The unique power of life insurance in estate planning.
In the world of Canadian estate planning, life insurance holds a unique and powerful position. While most assets are subject to taxes and fees upon death, a life insurance death benefit has three distinct advantages: it is paid out completely tax-free, it bypasses the lengthy and public probate process, and it provides immediate liquidity to your estate.
These features make a comprehensive life insurance strategy an indispensable tool for preserving and maximizing your legacy, especially for incorporated professionals and business owners. It is not merely a replacement for lost income; it is a strategic financial instrument for tax-efficient wealth creation and transfer.
The most significant advantage of life insurance is that the death benefit is not considered taxable income in Canada. If you have a $1 million policy, your beneficiaries receive the full $1 million, period. This is in stark contrast to an RRSP or RRIF, where the full value is taxed as income upon death, or a stock portfolio, where accrued capital gains are taxed. This tax-free nature allows you to create a substantial, guaranteed inheritance for your family or a charitable organization.
When you name a specific beneficiary (other than your estate) on your life insurance policy, the death benefit is paid directly to that person. It does not flow through your estate and is therefore not subject to probate fees (also known as Estate Administration Tax in Ontario). Probate is the court process to validate a will, which can be costly and can take months or even years, freezing the estate's assets during that time.
Because the insurance proceeds are paid directly to the beneficiary, they are available almost immediately, providing crucial liquidity to cover funeral expenses, legal fees, and other immediate costs without having to sell off other estate assets.
One of the primary uses of life insurance in integrated generational wealth transfer planning is to fund the tax liabilities that arise at death. Your estate will face taxes on the deemed disposition of assets like your cottage, non-registered investment portfolio, and your RRSP/RRIF. A life insurance policy can be structured to provide the exact amount of cash needed to pay this tax bill, ensuring that your other assets can be transferred to your heirs intact.
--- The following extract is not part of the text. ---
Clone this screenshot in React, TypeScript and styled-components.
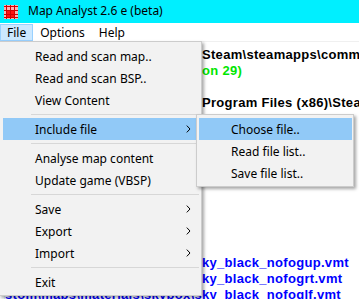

For incorporated professionals and business owners, the benefits of life insurance are magnified through the use of a corporate-owned policy and the Capital Dividend Account (CDA). This is one of the most powerful tax strategies in Canada. Here's how it works:
Your corporation pays the premiums (which are not tax-deductible) and is the beneficiary of a life insurance policy on your life.
Upon your death, the corporation receives the full death benefit tax-free.
The amount of the death benefit, minus the adjusted cost basis (ACB) of the policy, is added to the corporation's Capital Dividend Account. The CDA is a notional account that tracks the tax-free surpluses available in a corporation.
The balance in the CDA can then be paid out to the shareholders (your estate or your heirs) as a completely tax-free capital dividend. This allows you to pull the insurance proceeds out of the company without any personal or corporate tax.
This strategy effectively transforms corporate dollars into tax-free personal wealth for your family. It is an essential component of any robust financial plan for a Canadian business owner and is critical for funding a corporate buy-sell agreement.
Life insurance should not be viewed in isolation. It is a strategic tool that should be integrated with your will, trusts, and overall financial plan. Whether you are looking to equalize an estate between children, fund a significant charitable gift, or provide the liquidity to preserve a family business, a properly structured life insurance policy is the most efficient and tax-effective way to achieve your goals.

Life insurance is the most tax-efficient tool for wealth transfer in Canada.